= Isidoro Ocampo =

Mexican artist (1910–1983)

Isidoro Ocampo (20 June 1910, Veracruz — 4 February 1983, Mexico City) was a Mexican artist during the Mexican Muralism era, best known for his graphic work. Much of his career was dedicated to teaching, which kept his artistic output low, but he was also a founding member of the Taller de Gráfica Popular and the Sociedad Mexicana de Grabadores as well as member of the Liga de Escritores y Artistas Revolucionarios and the Salón de la Plástica Mexicana.

==Life==
Ocampo was born Isidoro Ocampo Vidal in the city of Veracruz on Mexico’s Gulf Coast to Medarno Ocampo and María Vidal. His very early childhood was spent with his father, who was a lighthouse keeper. When he was five, he was sent to Mexico City to begin his primary education.

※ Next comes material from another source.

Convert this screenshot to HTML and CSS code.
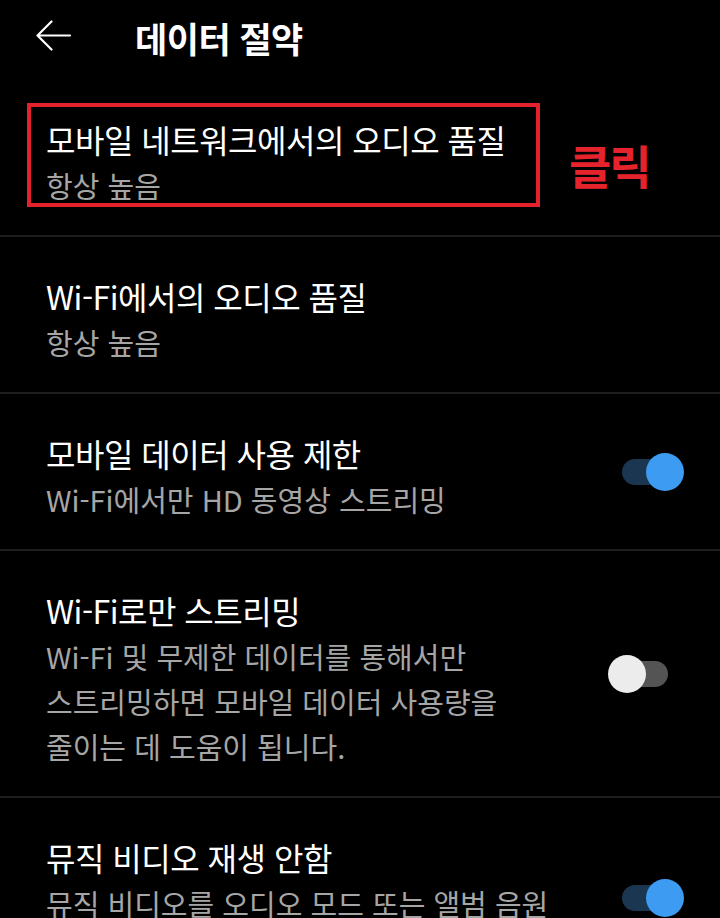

Ocampo had been drawing since age ten, but the family’s economic needs led his father to send him to study commerce. However, Ocampo rebelled and began to study art at the Academy of San Carlos at night from 1928 to 1932. Engraving and printmaking became his main specialty, learning techniques in wood, metal and stone. Because of his exemplary coursework, he was named a teaching assistant at San Carlos. Ocampo also went on to study at the Escuela de Artes del Libro with Francisco Díaz de León and Carlos Alvarado Lang, learning lithography with Emilio Amero.

Ocampo remained in Mexico City throughout his life and during his career, dying in his home at age 72 from cardiac arrest. He was buried at the San Lorenzo Tezonco Cemetery in Iztapalapa.

==Career==
Ocampo was one of Mexico’s important printmakers in the first half of the 20th century. Although he began painting in 1932, his primary focus remained the graphic arts. In 1932, he left San Carlos to work at the state-run publisher Editorial Imprenta Cultural, where he illustrated twenty-eight books over seven years, also producing lithographs, etchings and woodcuts.

In the 1930s, he also began teaching classes in art, dedicating thirty-two years of his life teaching drawing and painting at the various art schools, classes for beginners sponsored by the Secretaría de Educación Pública, primarily in middle schools, as well as night classes for adults. He also taught at the Escuela de Bellas Artes and Academy of San Carlos. This teaching work kept the production of his own artwork low.

Much of Ocampo’s graphic production was in association with various workshops. In 1936, he became a member of the Liga de Escritores y Artistas Revolucionarios (LEAR), collaborating on an adult literacy project. In 1937, he was a founding member of the Taller de Gráfica Popular (TGP), dedicated to works with political and social themes, but was one of the few there that did not openly support communism through his work. He left TGP in 1940 when a dispute over the pricing of prints caused a schism. He rejoined for a short while, but left for the last time in 1944. Despite the conflicts, his work was included a 1946 TGP publication called “Mexican People” and participated in the group’s three shows in the United States. In 1948, he became a founding member of the Sociedad Mexicana de Grabadores, and in 1949 became involved with the Sociedad para el Impulso de las Artes Plásticas.

In 1947 he published an album of ten prints from woodcuts, copied by hand.

Ocampo had his first formal exhibition of his work in 1941 along with Gonzalo de la Paz Pérez and Raúl Anguiano. He exhibited his work in Mexico, the rest of the Americas, and Europe. For a number of years he exhibited his work with the Salón de la Plástica Mexicana, of which he was a member, and participated in inter-American Biennials in engraving and painting. His most important exhibitions include 20 Centuries of Mexican Art in New York (1938), Sociedad Mexicana de Grabadores in Tokyo (1959), Exhibition of Mexican Art at the Mexican Consulate General in San Antonio, Texas (1959), and Isidoro Ocampo, Maestro, grabador y pintor at the Palacio de Bellas Artes (1973) . Other art competitions he participated in include the III Bienal Interamericana de Pintura y Grabado in 1958-1960 and the II Bienal Americana de Grabado in 1965.

==Artistry==
Isidoro Ocampo was both a graphic artist and painter, but was best known for his graphic work. His formation as an artist was shaped by the then-dominant Mexican School of Painting, or Muralism Movement, with its emphasis on art as a political and social force. His work was strongly influenced by that of José Guadalupe Posada, Leopoldo Méndez and José Clemente Orozco in both theme and technique, with his graphic work compared to that of David Alfaro Siqueiros. Other influences included the works of Honoré Daumier, Francisco Goya, and Pablo Picasso. Both his graphic and easel works are Expressionistic, especially those with themes related to struggle, injustice, and ping along with popular scenes. He was noted for his use of mostly primary colors.

He was inclined toward humanistic themes and social issues and how they are expressed in art, believing that art should serve social ends, especially advocating for the poor. One major theme was poverty but also issues such as fascism. He was an observer of urban life in Mexico and one of few printmakers to create images of workers at leisure.